After a few months of entries, ask Chat to total your spending or summarize where the money went. "How much have I spent on the kitchen renovation so far?" pulls from every entry and gives you a running total without maintaining a spreadsheet.
This isn't a replacement for detailed financial tracking on a major renovation. But for most home projects, a running log of expenditures in plain text is more than sufficient -- and infinitely more likely to actually get maintained.
The Punch List and Warranty Archive
Two moments in a home project where notes become indispensable: the final punch list and the long-term warranty archive.
The punch list -- that list of small issues to fix before a project is truly done -- tends to grow as you live with the work. A scratch in the paint. A door that doesn't close right. A light switch that's slightly crooked. Capture each one as you notice it, then ask Mem to compile them before the contractor's final visit.
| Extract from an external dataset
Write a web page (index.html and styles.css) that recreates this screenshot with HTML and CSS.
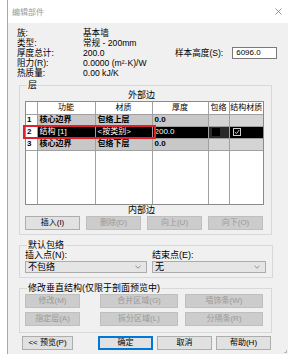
FILE: index.html
```html
<!DOCTYPE html>
<html lang="zh">
<head>
<meta charset="utf-8">
<title>编辑部件</title>
<link rel="stylesheet" href="styles.css">
</head>
<body>
<div class="dialog">
  <div class="titlebar">
    <span class="title">编辑部件</span>
    <svg class="close" width="7" height="7" viewBox="0 0 7 7"><path d="M0.5 0.5L6.5 6.5M6.5 0.5L0.5 6.5" stroke="#8a8a8a" stroke-width="0.9" fill="none"/></svg>
  </div>
  <div class="body">
    <div class="info">
      <div class="props">
        <span>族:</span><span>基本墙</span>
        <span>类型:</span><span>常规 - 200mm</span>
        <span>厚度总计:</span><span>200.0</span>
        <span>阻力(R):</span><span>0.0000 (m²·K)/W</span>
        <span>热质量:</span><span>0.00 kJ/K</span>
      </div>
      <div class="sample">
        <span>样本高度(S):</span>
        <span class="input">6096.0</span>
      </div>
    </div>

    <fieldset class="group layers">
      <legend>层</legend>
      <div class="edge">外部边</div>
      <div class="grid">
        <table>
          <colgroup>
            <col class="c-num"><col class="c-func"><col class="c-mat"><col class="c-thk"><col class="c-wrap"><col class="c-struct">
          </colgroup>
          <thead>
            <tr><th></th><th>功能</th><th>材质</th><th>厚度</th><th>包络</th><th>结构材质</th></tr>
          </thead>
          <tbody>
            <tr class="core"><td class="num">1</td><td>核心边界</td><td>包络上层</td><td>0.0</td><td class="lt"></td><td class="lt"></td></tr>
            <tr class="sel"><td class="num">2</td><td>结构 [1]</td><td>&lt;按类别&gt;</td><td>200.0</td><td class="cb-cell"><span class="cb"></span></td><td class="cb-cell"><span class="cb checked"><svg width="6" height="6" viewBox="0 0 6 6"><path d="M0.8 3L2.5 4.7L5.2 1" stroke="#ddd" stroke-width="0.9" fill="none"/></svg></span></td></tr>
            <tr class="core"><td class="num">3</td><td>核心边界</td><td>包络下层</td><td>0.0</td><td class="lt"></td><td class="lt"></td></tr>
            <tr class="empty"><td class="num"></td><td></td><td></td><td></td><td></td><td></td></tr>
          </tbody>
        </table>
        <div class="redmark"></div>
      </div>
      <div class="edge">内部边</div>
      <div class="btns four">
        <button class="btn">插入(I)</button>
        <button class="btn dis">删除(D)</button>
        <button class="btn dis">向上(U)</button>
        <button class="btn dis">向下(O)</button>
      </div>
    </fieldset>

    <fieldset class="group wrapping">
      <legend>默认包络</legend>
      <div class="wrap-cols">
        <div class="field">
          <span>插入点(N):</span>
          <div class="select"><span>不包络</span><svg width="6" height="4" viewBox="0 0 6 4"><path d="M0.5 0.8L3 3.2L5.5 0.8" stroke="#777" stroke-width="0.8" fill="none"/></svg></div>
        </div>
        <div class="field">
          <span>结束点(E):</span>
          <div class="select"><span>无</span><svg width="6" height="4" viewBox="0 0 6 4"><path d="M0.5 0.8L3 3.2L5.5 0.8" stroke="#777" stroke-width="0.8" fill="none"/></svg></div>
        </div>
      </div>
    </fieldset>

    <fieldset class="group vertical">
      <legend>修改垂直结构(仅限于剖面预览中)</legend>
      <div class="btns three">
        <button class="btn dis">修改(M)</button>
        <button class="btn dis">合并区域(G)</button>
        <button class="btn dis">墙饰条(W)</button>
        <button class="btn dis">指定层(A)</button>
        <button class="btn dis">拆分区域(L)</button>
        <button class="btn dis">分隔条(R)</button>
      </div>
    </fieldset>

    <div class="footer">
      <button class="btn preview">&lt;&lt; 预览(P)</button>
      <div class="actions">
        <button class="btn default">确定</button>
        <button class="btn">取消</button>
        <button class="btn">帮助(H)</button>
      </div>
    </div>
    <span class="grip"></span>
  </div>
</div>
</body>
</html>
```
FILE: styles.css
```css
* { box-sizing: border-box; }
html, body { margin: 0; padding: 0; background: #ffffff; }
body {
  font-family: "Liberation Sans", "Noto Sans CJK SC", sans-serif;
  font-size: 9px;
  line-height: 10px;
  color: #000;
}
.dialog {
  margin-left: 7px;
  width: 281px;
  height: 354px;
  border-left: 1px solid #a8a8a8;
  display: flex;
  flex-direction: column;
}
.titlebar {
  height: 23px;
  background: #fff;
  display: flex;
  align-items: center;
  justify-content: space-between;
  padding: 2px 6px 0 4px;
}
.title { color: #9a9a9a; font-size: 8px; }
.close { margin-top: -3px; }
.body {
  flex: 1;
  background: #f0f0f0;
  position: relative;
  padding: 5px 0 0 0;
}
.info {
  display: flex;
  align-items: center;
  padding-left: 9px;
}
.props {
  display: grid;
  grid-template-columns: 66px auto;
  grid-auto-rows: 10px;
  width: 158px;
  font-size: 8.6px;
}
.sample { display: flex; align-items: center; gap: 9px; font-size: 8.6px; }
.input {
  width: 45px;
  height: 12px;
  background: #fff;
  border: 1px solid #7a7a7a;
  line-height: 10px;
  padding-left: 3px;
  font-size: 8px;
}
.group {
  margin: 0 0 0 11px;
  width: 253px;
  border: 1px solid #d8d8d8;
  padding: 0;
}
.group legend {
  padding: 0 1px;
  margin-left: 2px;
  line-height: 10px;
  font-size: 9px;
}
.layers { margin-top: 2px; padding: 0 7px 4px 5px; }
.edge { text-align: center; line-height: 10px; height: 10px; padding-right: 6px; }
.layers .edge:first-of-type { height: 11px; line-height: 10px; }
.grid { position: relative; width: 239px; height: 104px; border: 1px solid #8a8a8a; background: #fff; }
table {
  border-collapse: collapse;
  table-layout: fixed;
  width: 237px;
  height: 102px;
}
col.c-num { width: 11px; }
col.c-func { width: 58px; }
col.c-mat { width: 57px; }
col.c-thk { width: 56px; }
col.c-wrap { width: 21px; }
col.c-struct { width: 34px; }
th, td {
  border: 1px solid #a0a0a0;
  padding: 0 0 0 2px;
  height: 12px;
  line-height: 10px;
  font-size: 8px;
  white-space: nowrap;
  overflow: hidden;
  text-align: left;
}
th { font-weight: normal; text-align: center; padding: 0; background: #fff; }
thead tr th { border-top: none; }
tr th:first-child, tr td:first-child { border-left: none; }
tr th:last-child, tr td:last-child { border-right: none; }
td.num { background: #fff; padding-left: 1px; font-weight: bold; }
tr.core td { background: #c8c8c8; font-weight: bold; }
tr.core td.lt { background: #d4d4d4; }
tr.core td.num { background: #fff; }
tr.sel td { background: #000; color: #fff; }
tr.sel td.num { background: #fff; color: #000; }
tr.sel td.cb-cell { background: #2a2a2a; padding: 1px 0 0 3px; }
tr.sel td.cb-cell:last-child { background: #000; }
.cb { display: inline-block; width: 8px; height: 8px; background: #000; vertical-align: top; }
.cb.checked { border: 1px solid #cfcfcf; background: #000; }
.cb.checked svg { display: block; }
tr.empty td { height: auto; border-bottom: none; background: #fff; }
.redmark {
  position: absolute;
  left: -3px;
  top: 23px;
  width: 133px;
  height: 14px;
  border: 2px solid #e0202a;
}
.btns { display: grid; gap: 3px 6px; }
.btns.four { grid-template-columns: repeat(4, 55px); margin-top: 1px; }
.btn {
  font-family: inherit;
  font-size: 8px;
  line-height: 10px;
  height: 14px;
  padding: 0;
  background: #e1e1e1;
  border: 1px solid #adadad;
  color: #000;
  border-radius: 0;
}
.btn.dis { background: #cccccc; border-color: #bfbfbf; color: #9a9a9a; }
.btn.default { border: 1px solid #0078d7; box-shadow: inset 0 0 0 1px #0078d7; }
.wrapping { margin-top: 5px; padding: 0 6px 4px 5px; }
.wrap-cols { display: grid; grid-template-columns: 122px 114px; gap: 5px; }
.field { display: flex; flex-direction: column; }
.field span { line-height: 10px; }
.select {
  margin-top: 1px;
  height: 12px;
  border: 1px solid #acacac;
  background: #e5e5e5;
  display: flex;
  align-items: center;
  justify-content: space-between;
  padding: 0 5px 0 2px;
}
.select span { font-size: 9px; }
.vertical { margin-top: 5px; padding: 1px 7px 6px 5px; height: 50px; }
.btns.three { grid-template-columns: 55px 91px 78px; gap: 4px 7px; }
.btns.three .btn:nth-child(3n+2) { margin-left: 13px; width: 78px; }
.footer { display: flex; padding: 3px 0 0 14px; gap: 25px; }
.footer .preview { width: 51px; }
.actions { display: flex; gap: 4px; }
.actions .btn { width: 55px; }
.grip {
  position: absolute;
  right: 1px;
  bottom: 1px;
  width: 3px;
  height: 3px;
  border-right: 1px solid #bbb;
  border-bottom: 1px solid #bbb;
}
```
After the project is complete, create a summary note with warranty information, maintenance schedules, and product details. "The dishwasher has a 5-year warranty, registered on April 15. Model number KD-4500. Manual is in the drawer under the microwave." Two years from now, when something breaks, you'll ask Chat and get the answer in seconds.
Getting Started
Create one note per active project -- just the project name as a title
After every contractor call or store visit, add a quick entry with the date and what was discussed or decided
Save product links and measurements as they come up -- don't wait to organize them
Before any decision, ask Chat what you've already captured about the topic
After the project is done, create a warranty and maintenance note for future reference
If you're managing several projects across work and personal life simultaneously, see our guide on running multiple projects in one app. Home projects are marathons, not sprints. The notes you take in month one become the answers you need in month four.